• [Problem statement]: Pictures do not belong in your copy. Repeat all the other data exactly.

>>>

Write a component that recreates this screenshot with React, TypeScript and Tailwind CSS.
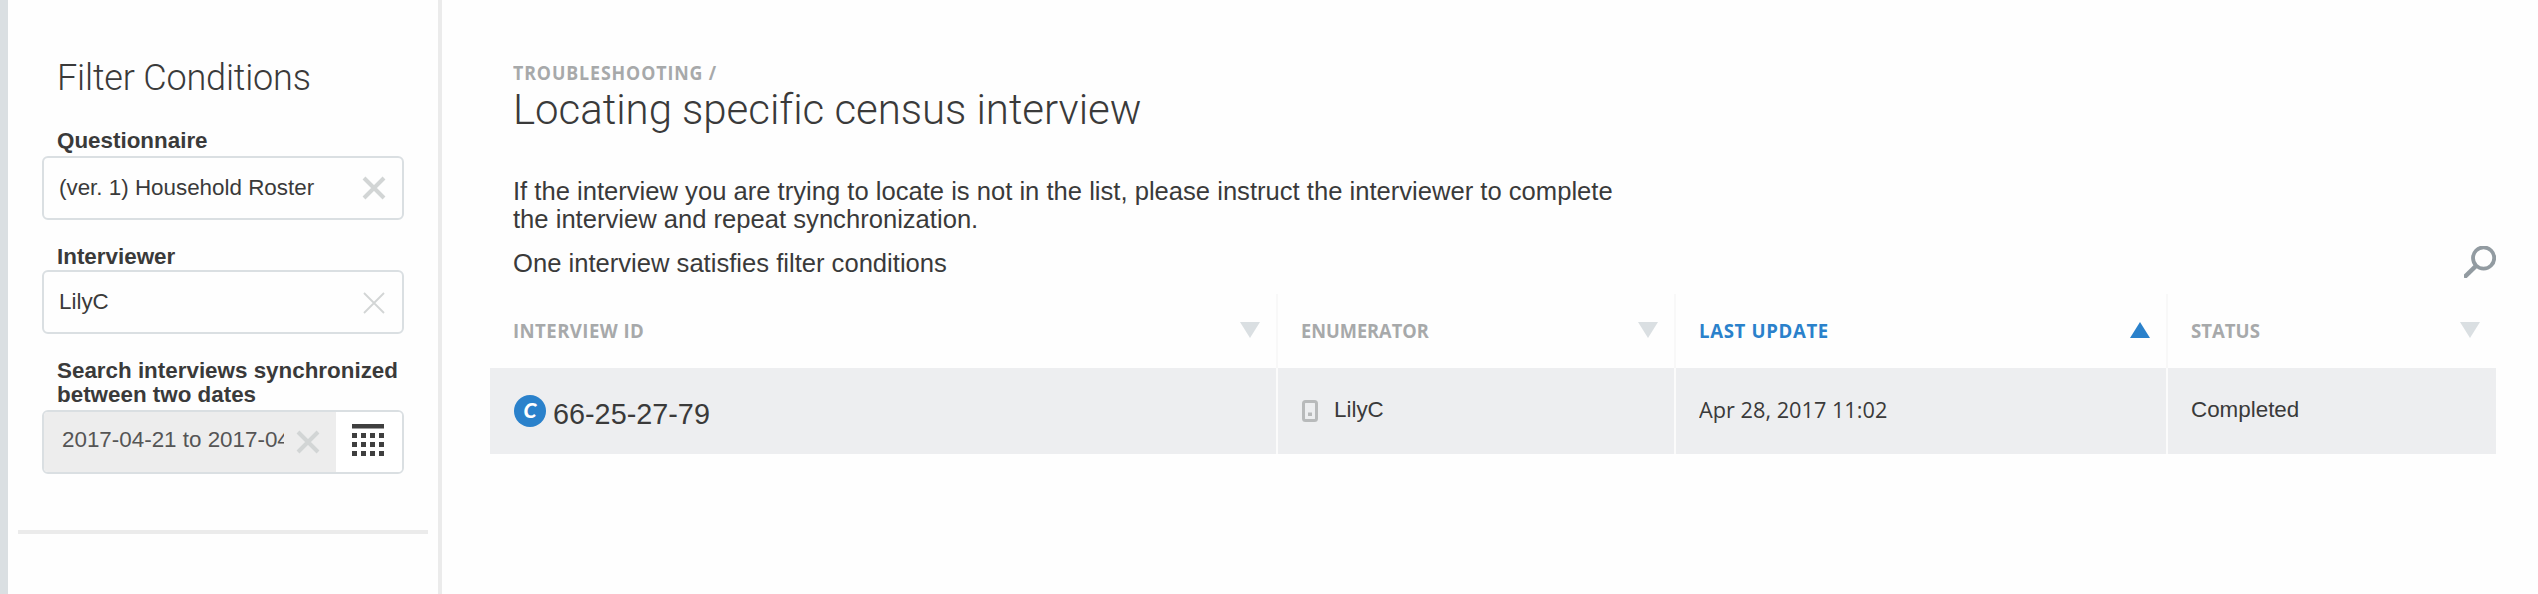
import type { ReactNode } from "react";

function Cross({ stroke }: { stroke: number }) {
  return (
    <svg width="24" height="24" viewBox="0 0 24 24" fill="none" stroke="#d2d5d5" strokeWidth={stroke}>
      <path d="M2 2 22 22M22 2 2 22" />
    </svg>
  );
}

function CalendarGrid() {
  const steps = [0, 9, 18, 27];
  return (
    <svg width="32" height="32" viewBox="0 0 32 32" fill="#3f3f3f">
      <rect width="32" height="4.5" />
      {[9, 18, 27].map((y) => steps.map((x) => <rect key={`${x}-${y}`} x={x} y={y} width="5" height="5" />))}
    </svg>
  );
}

function SearchIcon() {
  return (
    <svg width="32" height="32" viewBox="0 0 32 32" fill="none" stroke="#929ba1" strokeWidth="3.8">
      <circle cx="19.6" cy="12" r="10.6" />
      <path d="M12.3 19.6 0 31.6" strokeWidth="4.4" />
    </svg>
  );
}

function PhoneIcon() {
  return (
    <svg width="16" height="22" viewBox="0 0 16 22" fill="none">
      <rect x="1.5" y="1.5" width="13" height="19" rx="2" stroke="#b8babb" strokeWidth="3" />
      <rect x="6" y="12.5" width="4" height="3.5" fill="#b8babb" />
    </svg>
  );
}

function Sort({ up = false }: { up?: boolean }) {
  return (
    <svg width="20" height="16" viewBox="0 0 20 16" className="shrink-0">
      {up ? <path d="M0 16H20L10 0Z" fill="#2a81cb" /> : <path d="M0 0H20L10 16Z" fill="#dadfe2" />}
    </svg>
  );
}

function Label({ children }: { children: ReactNode }) {
  return <div className="pt-px pl-[15px] text-[22.4px] leading-6 font-bold whitespace-nowrap">{children}</div>;
}

function Head({ children, up = false, className }: { children: ReactNode; up?: boolean; className: string }) {
  return (
    <div className="flex h-[74px] items-center justify-between border-[#f8f8f8] pr-4 pb-[2px] pl-[22.5px] not-last:border-r-2">
      <span className={`origin-left pt-px font-['Open_Sans'] text-[20px] leading-6 font-bold ${className}`}>{children}</span>
      <Sort up={up} />
    </div>
  );
}

function Cell({ children }: { children: ReactNode }) {
  return (
    <div className="flex h-[86px] items-center border-[#fbfbfb] bg-[#edeef0] pl-[23px] text-[22.4px] leading-6 not-last:border-r-2">
      {children}
    </div>
  );
}

export default function App() {
  return (
    <div className="flex h-[594px] w-[2538px] overflow-hidden bg-[#fefefe] font-['Liberation_Sans',Arial,sans-serif] text-[#3a3a3a]">
      <div className="w-2 shrink-0 bg-[#dadfe2]" />
      <aside className="w-[434px] shrink-0 border-r-4 border-[#ebebeb] bg-[#fefefe] pt-[58px]">
        <div className="ml-[34px] w-[362px]">
          <h2 className="pl-[15px] font-[Roboto] text-[36px] leading-10 font-light tracking-[-0.18px]">Filter Conditions</h2>

          <div className="mt-[30px]">
            <Label>Questionnaire</Label>
            <div className="mt-[3px] flex h-16 items-center justify-between rounded-md border-2 border-[#dadfe2] pr-4 pl-[15px] text-[22.4px] leading-6">
              <span>(ver. 1) Household Roster</span>
              <Cross stroke={4} />
            </div>
          </div>

          <div className="mt-6">
            <Label>Interviewer</Label>
            <div className="mt-px flex h-16 items-center justify-between rounded-md border-2 border-[#dadfe2] pr-4 pl-[15px] text-[22.4px] leading-6">
              <span>LilyC</span>
              <span className="pt-[2px]">
                <Cross stroke={1.8} />
              </span>
            </div>
          </div>

          <div className="mt-6">
            <Label>
              Search interviews synchronized
              <br />
              between two dates
            </Label>
            <div className="mt-[3px] flex h-16 overflow-hidden rounded-md border-2 border-[#dadfe2]">
              <div className="flex w-[292px] items-center bg-[#ededed] pl-[18px]">
                <span className="mr-3 mb-1 w-[222px] overflow-hidden text-[22.4px] leading-6 whitespace-nowrap text-[#555]">
                  2017-04-21 to 2017-04-28
                </span>
                <Cross stroke={4} />
              </div>
              <div className="flex flex-1 items-center bg-white pb-1 pl-4">
                <CalendarGrid />
              </div>
            </div>
          </div>
        </div>
        <div className="mt-14 ml-[10px] h-1 w-[410px] bg-[#ebebeb]" />
      </aside>

      <main className="flex-1 pt-[61px] pr-[42px] pl-12">
        <div className="pl-[23px]">
          <div className="flex">
            <span className="origin-left scale-x-[0.89] font-['Open_Sans'] text-[20px] leading-6 font-bold tracking-[1px] text-[#a7a9aa]">
              TROUBLESHOOTING /
            </span>
          </div>
          <h1 className="mt-px font-[Roboto] text-[42px] leading-[48px] font-light tracking-[-0.04px]">
            Locating specific census interview
          </h1>
          <p className="mt-[43px] text-[25.6px] leading-7">
            If the interview you are trying to locate is not in the list, please instruct the interviewer to complete
            <br />
            the interview and repeat synchronization.
          </p>
          <div className="mt-[13px] flex h-8 items-center justify-between">
            <span className="pt-[2px] text-[25.6px] leading-7">One interview satisfies filter conditions</span>
            <SearchIcon />
          </div>
        </div>

        <div className="mt-4 grid grid-cols-[788px_398px_492px_328px] text-[#a7a9aa]">
          <Head className="scale-x-[0.93] tracking-[0.45px]">INTERVIEW ID</Head>
          <Head className="scale-x-[0.91]">ENUMERATOR</Head>
          <Head up className="scale-x-[0.93] tracking-[0.7px] text-[#2a81cb]">
            LAST UPDATE
          </Head>
          <Head className="scale-x-[0.93]">STATUS</Head>
        </div>
        <div className="grid grid-cols-[788px_398px_492px_328px]">
          <Cell>
            <span className="ml-px flex size-8 items-center justify-center rounded-full bg-[#2a81cb] pb-[2px] font-[Lato] text-[21px] font-black text-white italic">
              C
            </span>
            <span className="mt-[5px] ml-[7px] text-[28.8px] leading-8">66-25-27-79</span>
          </Cell>
          <Cell>
            <span className="ml-px">
              <PhoneIcon />
            </span>
            <span className="mb-[2px] ml-4">LilyC</span>
          </Cell>
          <Cell>
            <span className="mb-[3px] origin-left scale-x-[0.97] font-['Open_Sans'] font-medium">Apr 28, 2017 11:02</span>
          </Cell>
          <Cell>
            <span className="mb-[2px]">Completed</span>
          </Cell>
        </div>
      </main>
    </div>
  );
}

<<<

• [Written solution]:
Write a component that recreates this screenshot with React, TypeScript and Tailwind CSS.
import type { ReactNode } from "react";

function Cross({ stroke }: { stroke: number }) {
  return (
    <svg width="24" height="24" viewBox="0 0 24 24" fill="none" stroke="#d2d5d5" strokeWidth={stroke}>
      <path d="M2 2 22 22M22 2 2 22" />
    </svg>
  );
}

function CalendarGrid() {
  const steps = [0, 9, 18, 27];
  return (
    <svg width="32" height="32" viewBox="0 0 32 32" fill="#3f3f3f">
      <rect width="32" height="4.5" />
      {[9, 18, 27].map((y) => steps.map((x) => <rect key={`${x}-${y}`} x={x} y={y} width="5" height="5" />))}
    </svg>
  );
}

function SearchIcon() {
  return (
    <svg width="32" height="32" viewBox="0 0 32 32" fill="none" stroke="#929ba1" strokeWidth="3.8">
      <circle cx="19.6" cy="12" r="10.6" />
      <path d="M12.3 19.6 0 31.6" strokeWidth="4.4" />
    </svg>
  );
}

function PhoneIcon() {
  return (
    <svg width="16" height="22" viewBox="0 0 16 22" fill="none">
      <rect x="1.5" y="1.5" width="13" height="19" rx="2" stroke="#b8babb" strokeWidth="3" />
      <rect x="6" y="12.5" width="4" height="3.5" fill="#b8babb" />
    </svg>
  );
}

function Sort({ up = false }: { up?: boolean }) {
  return (
    <svg width="20" height="16" viewBox="0 0 20 16" className="shrink-0">
      {up ? <path d="M0 16H20L10 0Z" fill="#2a81cb" /> : <path d="M0 0H20L10 16Z" fill="#dadfe2" />}
    </svg>
  );
}

function Label({ children }: { children: ReactNode }) {
  return <div className="pt-px pl-[15px] text-[22.4px] leading-6 font-bold whitespace-nowrap">{children}</div>;
}

function Head({ children, up = false, className }: { children: ReactNode; up?: boolean; className: string }) {
  return (
    <div className="flex h-[74px] items-center justify-between border-[#f8f8f8] pr-4 pb-[2px] pl-[22.5px] not-last:border-r-2">
      <span className={`origin-left pt-px font-['Open_Sans'] text-[20px] leading-6 font-bold ${className}`}>{children}</span>
      <Sort up={up} />
    </div>
  );
}

function Cell({ children }: { children: ReactNode }) {
  return (
    <div className="flex h-[86px] items-center border-[#fbfbfb] bg-[#edeef0] pl-[23px] text-[22.4px] leading-6 not-last:border-r-2">
      {children}
    </div>
  );
}

export default function App() {
  return (
    <div className="flex h-[594px] w-[2538px] overflow-hidden bg-[#fefefe] font-['Liberation_Sans',Arial,sans-serif] text-[#3a3a3a]">
      <div className="w-2 shrink-0 bg-[#dadfe2]" />
      <aside className="w-[434px] shrink-0 border-r-4 border-[#ebebeb] bg-[#fefefe] pt-[58px]">
        <div className="ml-[34px] w-[362px]">
          <h2 className="pl-[15px] font-[Roboto] text-[36px] leading-10 font-light tracking-[-0.18px]">Filter Conditions</h2>

          <div className="mt-[30px]">
            <Label>Questionnaire</Label>
            <div className="mt-[3px] flex h-16 items-center justify-between rounded-md border-2 border-[#dadfe2] pr-4 pl-[15px] text-[22.4px] leading-6">
              <span>(ver. 1) Household Roster</span>
              <Cross stroke={4} />
            </div>
          </div>

          <div className="mt-6">
            <Label>Interviewer</Label>
            <div className="mt-px flex h-16 items-center justify-between rounded-md border-2 border-[#dadfe2] pr-4 pl-[15px] text-[22.4px] leading-6">
              <span>LilyC</span>
              <span className="pt-[2px]">
                <Cross stroke={1.8} />
              </span>
            </div>
          </div>

          <div className="mt-6">
            <Label>
              Search interviews synchronized
              <br />
              between two dates
            </Label>
            <div className="mt-[3px] flex h-16 overflow-hidden rounded-md border-2 border-[#dadfe2]">
              <div className="flex w-[292px] items-center bg-[#ededed] pl-[18px]">
                <span className="mr-3 mb-1 w-[222px] overflow-hidden text-[22.4px] leading-6 whitespace-nowrap text-[#555]">
                  2017-04-21 to 2017-04-28
                </span>
                <Cross stroke={4} />
              </div>
              <div className="flex flex-1 items-center bg-white pb-1 pl-4">
                <CalendarGrid />
              </div>
            </div>
          </div>
        </div>
        <div className="mt-14 ml-[10px] h-1 w-[410px] bg-[#ebebeb]" />
      </aside>

      <main className="flex-1 pt-[61px] pr-[42px] pl-12">
        <div className="pl-[23px]">
          <div className="flex">
            <span className="origin-left scale-x-[0.89] font-['Open_Sans'] text-[20px] leading-6 font-bold tracking-[1px] text-[#a7a9aa]">
              TROUBLESHOOTING /
            </span>
          </div>
          <h1 className="mt-px font-[Roboto] text-[42px] leading-[48px] font-light tracking-[-0.04px]">
            Locating specific census interview
          </h1>
          <p className="mt-[43px] text-[25.6px] leading-7">
            If the interview you are trying to locate is not in the list, please instruct the interviewer to complete
            <br />
            the interview and repeat synchronization.
          </p>
          <div className="mt-[13px] flex h-8 items-center justify-between">
            <span className="pt-[2px] text-[25.6px] leading-7">One interview satisfies filter conditions</span>
            <SearchIcon />
          </div>
        </div>

        <div className="mt-4 grid grid-cols-[788px_398px_492px_328px] text-[#a7a9aa]">
          <Head className="scale-x-[0.93] tracking-[0.45px]">INTERVIEW ID</Head>
          <Head className="scale-x-[0.91]">ENUMERATOR</Head>
          <Head up className="scale-x-[0.93] tracking-[0.7px] text-[#2a81cb]">
            LAST UPDATE
          </Head>
          <Head className="scale-x-[0.93]">STATUS</Head>
        </div>
        <div className="grid grid-cols-[788px_398px_492px_328px]">
          <Cell>
            <span className="ml-px flex size-8 items-center justify-center rounded-full bg-[#2a81cb] pb-[2px] font-[Lato] text-[21px] font-black text-white italic">
              C
            </span>
            <span className="mt-[5px] ml-[7px] text-[28.8px] leading-8">66-25-27-79</span>
          </Cell>
          <Cell>
            <span className="ml-px">
              <PhoneIcon />
            </span>
            <span className="mb-[2px] ml-4">LilyC</span>
          </Cell>
          <Cell>
            <span className="mb-[3px] origin-left scale-x-[0.97] font-['Open_Sans'] font-medium">Apr 28, 2017 11:02</span>
          </Cell>
          <Cell>
            <span className="mb-[2px]">Completed</span>
          </Cell>
        </div>
      </main>
    </div>
  );
}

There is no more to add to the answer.